The
Megaupload case is not the most important thing happening at the
moment but it is still big news in New Zealand
The
Case Against Kim Dotcom Is Looking Like A Complete Disaster
The
U.S. government is refusing the order of a New Zealand judge that it
turn over evidence being used in the extradition of Megaupload
founder Kim Dotcom
26
April, 2012
The
FBI believes that Dotcom should only be able to see one
file out of nearly 22 million emails seized
in the January 20 raid that was ruled
illegal because
of an invalid search warrant.
The
New Zealand prosecutor working on behalf of the U.S. argued that
there was no need for the 38-year-old
dual citizen of Germany and Finland to
have access to the information because he was not being tried in New
Zealand and the judge only has to decide if there is a case against
him in the U.S.
That
doesn't look like it's going to fly as
the judge ordered in May that the U.S. government disclose all
documents related to the alleged criminal acts held
by the FBI and other U.S. authorities.
The
charges against Dotcom include engaging in a racketeering
conspiracy, conspiring to commit copyright infringement, conspiring
to commit money laundering, and two substantive counts of criminal
copyright infringement.
Before
it was shut
down in January,
Megaupload was one of the world's most popular websites where
millions of users stored data, either for free or by paying for
premium service. The site carried 4 percent of internet traffic.
The
file hosting service was disabled due to suspected copyright
infringement in a huge raid that confiscated all of its uploaded
files, personal and professional, regardless of if users were
infringing or not.
However
the case against Dotcom appears to have been on shaky ground from
the beginning,
and it seems the U.S. may have overstepped
its bounds and
is now doing everything to stifle due process.
As Masnick previously
reported, the
U.S. seems to be taking an extraordinary interpretation of copyright
infringement by using civil copyright
infringement as the basis for a criminal copyright
charge and then parlaying that criminal charge into even more
serious charges.
The distinction
between civil and criminal is
important because New
Zealand won't extradite someone if the case is really just about
civil copyright infringement.
The U.S. government must prove criminal copyright infringement as a
basis for the racketeering, money laundering and wire fraud
charges
.
The
headaches for the U.S. began when authorities filed the wrong
paperwork for the raid warrant, leading a judge to order in
March that Dotcom's cash, cars and property were seized
using a invalid court order that
was "null and void" and had "no legal effect."

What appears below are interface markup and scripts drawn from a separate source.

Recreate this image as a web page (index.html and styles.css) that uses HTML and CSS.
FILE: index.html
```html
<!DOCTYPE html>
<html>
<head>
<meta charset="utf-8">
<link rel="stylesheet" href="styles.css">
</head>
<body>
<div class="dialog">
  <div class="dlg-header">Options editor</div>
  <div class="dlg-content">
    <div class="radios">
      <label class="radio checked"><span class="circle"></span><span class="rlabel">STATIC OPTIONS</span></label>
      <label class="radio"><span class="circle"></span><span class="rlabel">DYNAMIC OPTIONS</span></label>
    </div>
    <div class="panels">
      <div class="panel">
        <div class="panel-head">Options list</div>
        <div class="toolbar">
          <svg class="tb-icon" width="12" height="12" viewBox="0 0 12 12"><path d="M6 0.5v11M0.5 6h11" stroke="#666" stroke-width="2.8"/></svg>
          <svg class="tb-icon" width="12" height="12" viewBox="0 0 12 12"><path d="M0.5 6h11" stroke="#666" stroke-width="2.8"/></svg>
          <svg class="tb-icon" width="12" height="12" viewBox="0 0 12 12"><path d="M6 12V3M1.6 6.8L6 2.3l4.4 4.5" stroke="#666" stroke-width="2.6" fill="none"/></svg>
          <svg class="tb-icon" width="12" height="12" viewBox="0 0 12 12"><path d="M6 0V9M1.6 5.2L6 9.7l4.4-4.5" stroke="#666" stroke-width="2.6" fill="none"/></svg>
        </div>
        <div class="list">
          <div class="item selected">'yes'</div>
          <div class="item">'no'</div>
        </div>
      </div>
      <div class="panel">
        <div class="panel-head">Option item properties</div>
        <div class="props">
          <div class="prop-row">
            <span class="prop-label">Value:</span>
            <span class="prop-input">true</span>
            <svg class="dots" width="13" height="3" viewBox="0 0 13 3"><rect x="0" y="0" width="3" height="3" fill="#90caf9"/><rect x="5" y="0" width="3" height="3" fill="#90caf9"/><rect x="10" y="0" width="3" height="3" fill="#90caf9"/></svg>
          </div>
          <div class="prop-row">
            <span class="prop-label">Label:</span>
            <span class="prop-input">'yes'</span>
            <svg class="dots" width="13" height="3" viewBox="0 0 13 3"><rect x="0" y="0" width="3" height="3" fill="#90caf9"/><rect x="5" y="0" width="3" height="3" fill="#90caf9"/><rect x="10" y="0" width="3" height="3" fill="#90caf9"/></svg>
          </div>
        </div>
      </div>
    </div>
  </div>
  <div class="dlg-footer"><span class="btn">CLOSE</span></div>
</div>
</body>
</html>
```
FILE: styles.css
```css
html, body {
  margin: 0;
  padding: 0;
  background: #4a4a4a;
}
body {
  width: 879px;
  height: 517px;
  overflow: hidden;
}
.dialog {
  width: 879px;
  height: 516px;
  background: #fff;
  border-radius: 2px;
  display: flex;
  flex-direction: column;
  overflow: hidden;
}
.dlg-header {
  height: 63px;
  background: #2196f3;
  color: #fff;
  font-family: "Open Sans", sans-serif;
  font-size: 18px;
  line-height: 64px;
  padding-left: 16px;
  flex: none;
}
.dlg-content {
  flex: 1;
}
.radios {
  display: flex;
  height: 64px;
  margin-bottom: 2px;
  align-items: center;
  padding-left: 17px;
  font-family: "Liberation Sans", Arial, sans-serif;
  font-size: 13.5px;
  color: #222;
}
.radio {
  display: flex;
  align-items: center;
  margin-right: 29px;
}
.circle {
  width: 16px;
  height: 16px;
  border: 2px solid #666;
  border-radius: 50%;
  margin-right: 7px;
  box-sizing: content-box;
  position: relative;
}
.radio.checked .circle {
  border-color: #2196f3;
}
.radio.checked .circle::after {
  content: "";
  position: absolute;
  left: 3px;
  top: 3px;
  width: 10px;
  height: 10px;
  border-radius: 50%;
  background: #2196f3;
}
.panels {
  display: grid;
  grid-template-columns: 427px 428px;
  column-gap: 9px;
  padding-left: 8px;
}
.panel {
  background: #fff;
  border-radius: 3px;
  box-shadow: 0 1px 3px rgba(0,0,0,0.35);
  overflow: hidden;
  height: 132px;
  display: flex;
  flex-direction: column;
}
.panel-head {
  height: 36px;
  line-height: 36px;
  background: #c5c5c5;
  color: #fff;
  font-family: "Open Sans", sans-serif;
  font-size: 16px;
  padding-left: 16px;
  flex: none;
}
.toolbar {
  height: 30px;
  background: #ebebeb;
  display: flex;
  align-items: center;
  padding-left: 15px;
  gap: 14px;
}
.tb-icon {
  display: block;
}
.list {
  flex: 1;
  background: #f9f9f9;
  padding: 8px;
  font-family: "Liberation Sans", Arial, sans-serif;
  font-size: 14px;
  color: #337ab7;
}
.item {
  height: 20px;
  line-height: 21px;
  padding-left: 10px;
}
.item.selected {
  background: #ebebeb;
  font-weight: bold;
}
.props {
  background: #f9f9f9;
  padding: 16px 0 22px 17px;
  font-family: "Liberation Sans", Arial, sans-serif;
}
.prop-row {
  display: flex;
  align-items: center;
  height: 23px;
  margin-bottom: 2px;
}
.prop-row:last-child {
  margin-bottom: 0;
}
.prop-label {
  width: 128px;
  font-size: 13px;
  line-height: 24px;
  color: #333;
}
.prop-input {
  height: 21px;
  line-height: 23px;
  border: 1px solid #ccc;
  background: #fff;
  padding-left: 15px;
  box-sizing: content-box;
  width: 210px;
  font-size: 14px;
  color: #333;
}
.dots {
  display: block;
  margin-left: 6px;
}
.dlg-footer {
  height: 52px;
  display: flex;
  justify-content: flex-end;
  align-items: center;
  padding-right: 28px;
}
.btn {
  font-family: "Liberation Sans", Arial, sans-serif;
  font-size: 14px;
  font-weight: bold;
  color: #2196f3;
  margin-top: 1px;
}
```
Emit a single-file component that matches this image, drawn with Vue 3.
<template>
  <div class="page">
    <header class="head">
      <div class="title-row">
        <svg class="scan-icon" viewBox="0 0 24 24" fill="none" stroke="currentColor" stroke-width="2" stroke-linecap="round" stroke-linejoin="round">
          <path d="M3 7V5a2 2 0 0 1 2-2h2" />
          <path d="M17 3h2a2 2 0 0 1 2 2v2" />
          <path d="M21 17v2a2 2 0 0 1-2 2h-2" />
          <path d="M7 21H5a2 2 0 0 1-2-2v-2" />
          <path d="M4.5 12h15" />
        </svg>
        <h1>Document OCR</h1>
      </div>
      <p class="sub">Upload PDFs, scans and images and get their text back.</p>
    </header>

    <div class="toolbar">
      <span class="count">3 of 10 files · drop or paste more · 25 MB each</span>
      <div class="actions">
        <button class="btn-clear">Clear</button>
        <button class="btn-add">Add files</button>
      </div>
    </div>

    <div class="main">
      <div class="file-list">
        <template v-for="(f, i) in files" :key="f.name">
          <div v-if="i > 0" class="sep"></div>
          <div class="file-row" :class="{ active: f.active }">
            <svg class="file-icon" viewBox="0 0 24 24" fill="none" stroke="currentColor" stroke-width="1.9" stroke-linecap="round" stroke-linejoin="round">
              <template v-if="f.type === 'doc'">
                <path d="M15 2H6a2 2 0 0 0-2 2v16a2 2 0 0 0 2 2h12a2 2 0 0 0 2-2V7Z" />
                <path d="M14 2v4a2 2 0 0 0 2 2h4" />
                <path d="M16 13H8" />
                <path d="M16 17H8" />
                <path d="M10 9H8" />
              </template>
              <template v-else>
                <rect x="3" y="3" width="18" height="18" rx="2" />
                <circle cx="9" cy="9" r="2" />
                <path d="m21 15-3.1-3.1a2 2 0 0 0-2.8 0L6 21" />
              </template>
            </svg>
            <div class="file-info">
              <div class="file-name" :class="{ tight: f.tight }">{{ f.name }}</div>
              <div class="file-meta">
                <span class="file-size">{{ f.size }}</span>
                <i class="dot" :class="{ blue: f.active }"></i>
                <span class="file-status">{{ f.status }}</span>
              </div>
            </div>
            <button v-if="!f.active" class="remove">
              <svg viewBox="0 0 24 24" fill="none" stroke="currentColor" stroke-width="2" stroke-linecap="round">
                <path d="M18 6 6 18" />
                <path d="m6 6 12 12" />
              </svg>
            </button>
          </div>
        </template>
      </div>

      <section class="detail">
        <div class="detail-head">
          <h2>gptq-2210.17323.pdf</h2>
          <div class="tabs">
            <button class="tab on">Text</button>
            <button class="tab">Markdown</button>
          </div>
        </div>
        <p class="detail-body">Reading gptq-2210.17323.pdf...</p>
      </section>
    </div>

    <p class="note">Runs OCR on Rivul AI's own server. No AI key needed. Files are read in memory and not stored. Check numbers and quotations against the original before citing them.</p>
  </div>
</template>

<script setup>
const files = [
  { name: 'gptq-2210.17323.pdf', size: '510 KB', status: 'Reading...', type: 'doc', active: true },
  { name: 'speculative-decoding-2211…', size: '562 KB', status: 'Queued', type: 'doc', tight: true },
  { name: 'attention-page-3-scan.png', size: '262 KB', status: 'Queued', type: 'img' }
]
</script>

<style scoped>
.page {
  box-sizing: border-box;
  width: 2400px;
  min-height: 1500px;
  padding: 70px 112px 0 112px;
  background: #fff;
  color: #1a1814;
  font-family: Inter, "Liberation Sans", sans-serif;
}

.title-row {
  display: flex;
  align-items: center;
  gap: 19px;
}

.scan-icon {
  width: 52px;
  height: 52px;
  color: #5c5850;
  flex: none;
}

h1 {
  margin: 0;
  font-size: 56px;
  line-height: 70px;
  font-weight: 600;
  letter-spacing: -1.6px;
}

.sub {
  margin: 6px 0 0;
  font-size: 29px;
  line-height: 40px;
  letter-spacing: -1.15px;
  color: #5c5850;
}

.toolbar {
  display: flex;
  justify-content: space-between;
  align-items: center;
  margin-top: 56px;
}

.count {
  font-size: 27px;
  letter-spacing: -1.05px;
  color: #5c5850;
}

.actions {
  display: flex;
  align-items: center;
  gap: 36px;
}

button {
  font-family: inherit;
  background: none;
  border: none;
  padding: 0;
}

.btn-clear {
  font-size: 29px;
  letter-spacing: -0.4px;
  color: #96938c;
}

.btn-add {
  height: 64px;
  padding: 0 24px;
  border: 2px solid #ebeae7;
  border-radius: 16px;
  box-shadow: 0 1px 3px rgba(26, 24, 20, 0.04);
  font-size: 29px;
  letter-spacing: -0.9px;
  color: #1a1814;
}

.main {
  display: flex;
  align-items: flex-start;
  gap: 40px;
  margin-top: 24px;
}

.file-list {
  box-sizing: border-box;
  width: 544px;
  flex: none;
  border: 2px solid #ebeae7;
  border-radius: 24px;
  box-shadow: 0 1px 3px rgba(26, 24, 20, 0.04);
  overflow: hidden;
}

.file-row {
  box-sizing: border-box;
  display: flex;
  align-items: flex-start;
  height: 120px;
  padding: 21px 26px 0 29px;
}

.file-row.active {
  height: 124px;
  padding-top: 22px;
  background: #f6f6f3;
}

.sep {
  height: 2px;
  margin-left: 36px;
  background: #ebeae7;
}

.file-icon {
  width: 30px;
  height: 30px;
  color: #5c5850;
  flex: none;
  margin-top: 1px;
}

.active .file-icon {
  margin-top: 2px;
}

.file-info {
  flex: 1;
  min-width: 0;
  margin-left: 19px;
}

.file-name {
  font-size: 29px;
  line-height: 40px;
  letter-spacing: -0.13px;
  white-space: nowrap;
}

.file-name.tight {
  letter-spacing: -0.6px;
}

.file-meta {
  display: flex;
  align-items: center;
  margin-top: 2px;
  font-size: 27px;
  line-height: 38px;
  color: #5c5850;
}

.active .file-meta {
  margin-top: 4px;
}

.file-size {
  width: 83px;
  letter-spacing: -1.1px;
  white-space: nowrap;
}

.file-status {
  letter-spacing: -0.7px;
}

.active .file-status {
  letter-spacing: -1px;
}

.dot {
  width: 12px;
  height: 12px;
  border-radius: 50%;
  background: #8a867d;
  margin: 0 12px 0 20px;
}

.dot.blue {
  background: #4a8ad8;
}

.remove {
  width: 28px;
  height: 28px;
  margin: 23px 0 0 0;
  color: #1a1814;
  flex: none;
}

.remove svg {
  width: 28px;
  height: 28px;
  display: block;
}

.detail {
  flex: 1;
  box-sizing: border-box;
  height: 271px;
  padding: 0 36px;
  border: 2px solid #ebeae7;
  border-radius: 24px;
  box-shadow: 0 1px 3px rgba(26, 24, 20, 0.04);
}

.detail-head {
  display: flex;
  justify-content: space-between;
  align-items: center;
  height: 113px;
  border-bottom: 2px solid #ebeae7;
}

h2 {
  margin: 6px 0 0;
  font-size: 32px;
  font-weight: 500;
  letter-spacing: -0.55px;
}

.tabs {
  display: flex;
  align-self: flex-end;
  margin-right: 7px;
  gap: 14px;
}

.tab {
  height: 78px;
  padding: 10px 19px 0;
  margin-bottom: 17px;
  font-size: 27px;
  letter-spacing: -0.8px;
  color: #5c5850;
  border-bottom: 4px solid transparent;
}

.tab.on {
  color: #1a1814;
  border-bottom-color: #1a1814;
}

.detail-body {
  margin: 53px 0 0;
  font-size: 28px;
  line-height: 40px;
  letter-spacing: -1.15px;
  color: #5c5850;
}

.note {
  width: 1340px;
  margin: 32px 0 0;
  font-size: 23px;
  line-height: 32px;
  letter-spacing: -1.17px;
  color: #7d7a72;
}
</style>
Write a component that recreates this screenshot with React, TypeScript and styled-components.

Then Dotcom claimed that key pieces of evidence against him
are actually
files he legally owned,
indicating that the prosecution’s case has some serious
weaknesses.
After
that the police mysteriously
lost the video of the raid after reportedly
agreeing to let Megaupload’s IT expert download a copy of security
camera footage stored on Dotcom’s personal file server. The server
was seized by police during the raid even though it was not among
the evidence they claimed to be pursuing, and they subsequently
disassembled it for some reason.
It
was also reported that federal investigators somehow gained
access to the five years worth of online conversations between
Dotcom and his colleagues. Since Skype —
where many of the conversations took place — doesn't maintain
records for more than 30 days and was never asked by the government
to turn over transcripts, it has been speculated that the
government used spyware to
obtain the files.
The
U.S. has also argued that going through a discovery process to
share evidence with Dotcom and his lawyers would be too difficult
because there is so much evidence and it's in electronic format,
which the judge shot
down immediately.
Basically
— what a mess.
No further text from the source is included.